> Stated problem
In the data below, find each line containing the string "components" and return it.

> Raw data
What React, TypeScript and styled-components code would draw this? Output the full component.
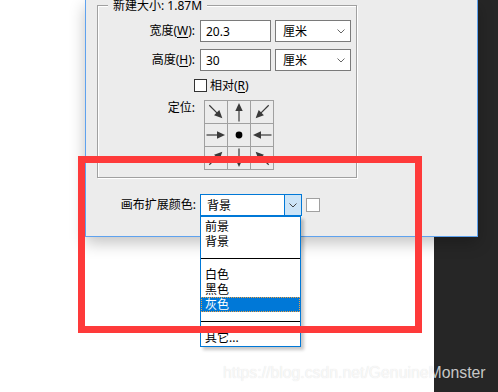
import React from "react";
import styled, { createGlobalStyle } from "styled-components";

const Global = createGlobalStyle`
  html, body { margin: 0; padding: 0; background: #ffffff; }
  body { font-family: "Noto Sans", "Noto Sans CJK SC", sans-serif; }
`;

const FONT = `"Noto Sans", "Noto Sans CJK SC", sans-serif`;

const Page = styled.div`
  position: relative;
  width: 498px;
  height: 392px;
  display: flex;
  overflow: hidden;
  font-family: ${FONT};
  font-size: 12px;
  color: #000;
`;

const Desktop = styled.div`
  flex: 1;
  background: #ffffff;
`;

const DarkStrip = styled.div`
  width: 64px;
  background: #262626;
`;

const Dialog = styled.div`
  position: absolute;
  left: 85px;
  top: 0;
  width: 393px;
  height: 237px;
  box-sizing: border-box;
  background: #ececec;
  border: 1px solid #5fa2ee;
  border-top: none;
  box-shadow: 0 6px 15px rgba(0, 0, 0, 0.24);
  display: flex;
  flex-direction: column;
  z-index: 1;
`;

const GroupBox = styled.div`
  margin: 5px 0 0 11px;
  width: 260px;
  height: 173px;
  box-sizing: border-box;
  border: 1px solid #a0a0a0;
  box-shadow: 1px 1px 0 #ffffff, inset 1px 1px 0 #ffffff;
  display: flex;
  flex-direction: column;
`;

const Legend = styled.div`
  width: fit-content;
  margin: -6px 0 1px 10px;
  padding: 0 5px;
  background: #ececec;
  line-height: 12px;
  font-size: 12px;
`;

const FieldRow = styled.div<{ $top: number; $align?: string }>`
  display: grid;
  grid-template-columns: 97px max-content;
  column-gap: 5px;
  align-items: ${(p) => p.$align || "center"};
  margin-top: ${(p) => p.$top}px;
`;

const Label = styled.div`
  text-align: right;
  line-height: 16px;
  white-space: nowrap;
`;

const Mn = styled.span`
  text-decoration: underline;
  text-underline-offset: 2px;
`;

const Controls = styled.div`
  display: flex;
  gap: 4px;
`;

const TextInput = styled.div`
  width: 71px;
  height: 22px;
  box-sizing: border-box;
  border: 1px solid #7a7a7a;
  background: #fff;
  padding-left: 5px;
  display: flex;
  align-items: center;
  font-size: 12px;
`;

const Select = styled.div`
  width: 76px;
  height: 22px;
  box-sizing: border-box;
  border: 1px solid #7a7a7a;
  background: #fff;
  padding: 0 5px 0 7px;
  display: flex;
  align-items: center;
  justify-content: space-between;
`;

const CheckLine = styled.div`
  display: flex;
  align-items: center;
  gap: 3px;
  margin-left: -6px;
  height: 16px;
`;

const CheckBox = styled.div`
  width: 13px;
  height: 13px;
  box-sizing: border-box;
  border: 1px solid #333;
  background: #fff;
`;

const AnchorGrid = styled.div`
  margin-left: 4px;
  display: grid;
  grid-template-columns: repeat(3, 22px);
  grid-auto-rows: 22px;
  gap: 1px;
  padding: 1px;
  background: #a0a0a0;
  width: fit-content;
`;

const AnchorCell = styled.div`
  background: #ececec;
  display: flex;
  align-items: center;
  justify-content: center;
`;

const ColorRow = styled.div`
  display: flex;
  align-items: center;
  margin-top: 16px;
  gap: 4px;
`;

const ColorLabel = styled.div`
  width: 110px;
  text-align: right;
  line-height: 16px;
`;

const ComboWrap = styled.div`
  position: relative;
`;

const Combo = styled.div`
  width: 102px;
  height: 22px;
  box-sizing: border-box;
  border: 1px solid #0078d7;
  background: #fff;
  display: flex;
`;

const ComboText = styled.div`
  flex: 1;
  padding-left: 6px;
  display: flex;
  align-items: center;
  font-size: 12px;
`;

const ComboButton = styled.div`
  width: 17px;
  box-sizing: border-box;
  border-left: 1px solid #0078d7;
  background: #cce4f7;
  display: flex;
  align-items: center;
  justify-content: center;
`;

const Swatch = styled.div`
  width: 14px;
  height: 14px;
  box-sizing: border-box;
  border: 1px solid #a0a0a0;
  background: #fff;
`;

const DropList = styled.div`
  position: absolute;
  top: 22px;
  left: 0;
  width: 101px;
  box-sizing: border-box;
  border: 1px solid #0078d7;
  background: #fff;
  padding: 2px 0 1px;
  box-shadow: 3px 3px 3px rgba(0, 0, 0, 0.22);
  z-index: 3;
`;

const Item = styled.div<{ $active?: boolean }>`
  height: 15px;
  box-sizing: border-box;
  padding-left: ${(p) => (p.$active ? 3 : 4)}px;
  font-size: 12px;
  color: ${(p) => (p.$active ? "#fff" : "#000")};
  background: ${(p) => (p.$active ? "#0078d7" : "transparent")};
  border: ${(p) => (p.$active ? "1px dotted #f0a040" : "none")};
  line-height: ${(p) => (p.$active ? 13 : 15)}px;
  white-space: nowrap;
`;

const Separator = styled.div`
  height: 18px;
  display: flex;
  align-items: center;
  &::after {
    content: "";
    flex: 1;
    height: 1px;
    background: #000;
  }
`;

const Annotation = styled.div`
  position: absolute;
  left: 78px;
  top: 156px;
  width: 344px;
  height: 177px;
  box-sizing: border-box;
  border: 7px solid #fe3a3a;
  z-index: 5;
  pointer-events: none;
`;

const Watermark = styled.div`
  position: absolute;
  left: 223px;
  top: 364px;
  font-family: "Liberation Sans", Arial, sans-serif;
  font-size: 15.8px;
  line-height: 18px;
  color: rgba(255, 255, 255, 0.76);
  text-shadow: 0 0 1px rgba(0, 0, 0, 0.14);
  white-space: nowrap;
  z-index: 6;
`;

const Chevron = ({ color = "#555" }: { color?: string }) => (
  <svg width="8" height="5" viewBox="0 0 8 5">
    <polyline points="0.5,0.5 4,4 7.5,0.5" fill="none" stroke={color} strokeWidth="1" />
  </svg>
);

const Arrow = ({ angle }: { angle: number }) => (
  <svg width="22" height="22" viewBox="0 0 22 22">
    <g transform={`rotate(${angle} 11 11)`}>
      <line x1="1.5" y1="11" x2="13" y2="11" stroke="#3a3a3a" strokeWidth="1.2" />
      <polygon points="12,7.3 20,11 12,14.7" fill="#3a3a3a" />
    </g>
  </svg>
);

const Dot = () => (
  <svg width="22" height="22" viewBox="0 0 22 22">
    <circle cx="11" cy="11" r="3.4" fill="#000" />
  </svg>
);

const anchors: (number | null)[] = [45, -90, 135, 0, null, 180, -45, 90, -135];

export default function App() {
  return (
    <Page>
      <Global />
      <Desktop />
      <DarkStrip />
      <Dialog>
        <GroupBox>
          <Legend>新建大小: 1.87M</Legend>
          <FieldRow $top={7}>
            <Label>
              宽度(<Mn>W</Mn>):
            </Label>
            <Controls>
              <TextInput>20.3</TextInput>
              <Select>
                <span>厘米</span>
                <Chevron color="#666" />
              </Select>
            </Controls>
          </FieldRow>
          <FieldRow $top={7}>
            <Label>
              高度(<Mn>H</Mn>):
            </Label>
            <Controls>
              <TextInput>30</TextInput>
              <Select>
                <span>厘米</span>
                <Chevron color="#666" />
              </Select>
            </Controls>
          </FieldRow>
          <FieldRow $top={6}>
            <span />
            <CheckLine>
              <CheckBox />
              <span>
                相对(<Mn>R</Mn>)
              </span>
            </CheckLine>
          </FieldRow>
          <FieldRow $top={7} $align="start">
            <Label>定位:</Label>
            <AnchorGrid>
              {anchors.map((a, i) => (
                <AnchorCell key={i}>{a === null ? <Dot /> : <Arrow angle={a} />}</AnchorCell>
              ))}
            </AnchorGrid>
          </FieldRow>
        </GroupBox>
        <ColorRow>
          <ColorLabel>画布扩展颜色:</ColorLabel>
          <ComboWrap>
            <Combo>
              <ComboText>背景</ComboText>
              <ComboButton>
                <Chevron color="#444" />
              </ComboButton>
            </Combo>
            <DropList>
              <Item>前景</Item>
              <Item>背景</Item>
              <Separator />
              <Item>白色</Item>
              <Item>黑色</Item>
              <Item $active>灰色</Item>
              <Separator />
              <Item>其它...</Item>
            </DropList>
          </ComboWrap>
          <Swatch />
        </ColorRow>
      </Dialog>
      <Annotation />
      <Watermark>https://blog.csdn.net/GenuineMonster</Watermark>
    </Page>
  );
}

> Task response
What React, TypeScript and styled-components code would draw this? Output the full component.
import styled, { createGlobalStyle } from "styled-components";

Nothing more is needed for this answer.